Hydrate catalysts enabled the self-reconstruction of NiMoO4 for efficient water oxidation

Abstract

Transition metal-based pre-catalysts undergo drastic reconstruction to form active catalysts during the alkaline oxygen evolution reaction. However, little is known about how pre-catalysts affect the activity of the in situ generated active species. Herein, the reconstruction degree is modulated by varying hydrate/anhydrous molybdate pre-catalysts, which will reveal the effects of pre-catalysts in the OER activity.

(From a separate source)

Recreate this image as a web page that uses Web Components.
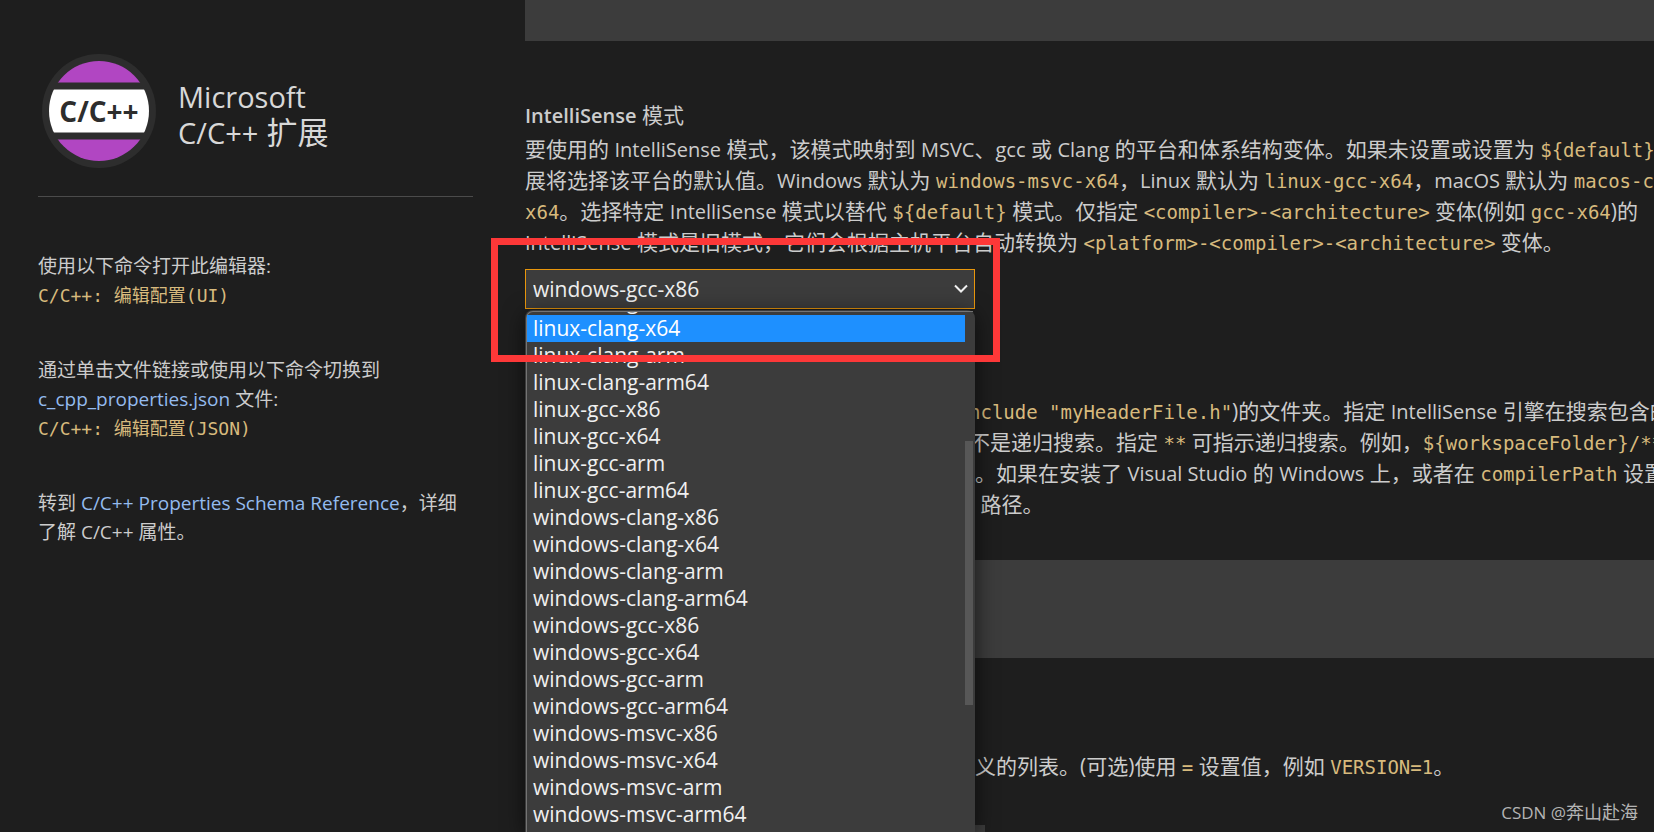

The hydrate molybdate not only presents a faster reconstruction rate but also outstanding OER activity and stability, and exhibits a low overpotential of only 206 mV at 10 mA cm⁻² in an alkaline solution. Experimental investigations reveal that the oxide hydroxides/hydroxyls derived from hydrates exhibit a larger surface area, and a higher concentration of OH⁻ on the surface, which accelerates the OER kinetics rate. Furthermore, the lattice oxygen was triggered and therefore able to react via a faster lattice-oxygen-mediated mechanism (LOM) pathway, which presents lower thermodynamic barriers compared to catalysts derived from anhydrous pre-catalysts. This work may provide new insight into elucidating the OER activity enhancement mechanism.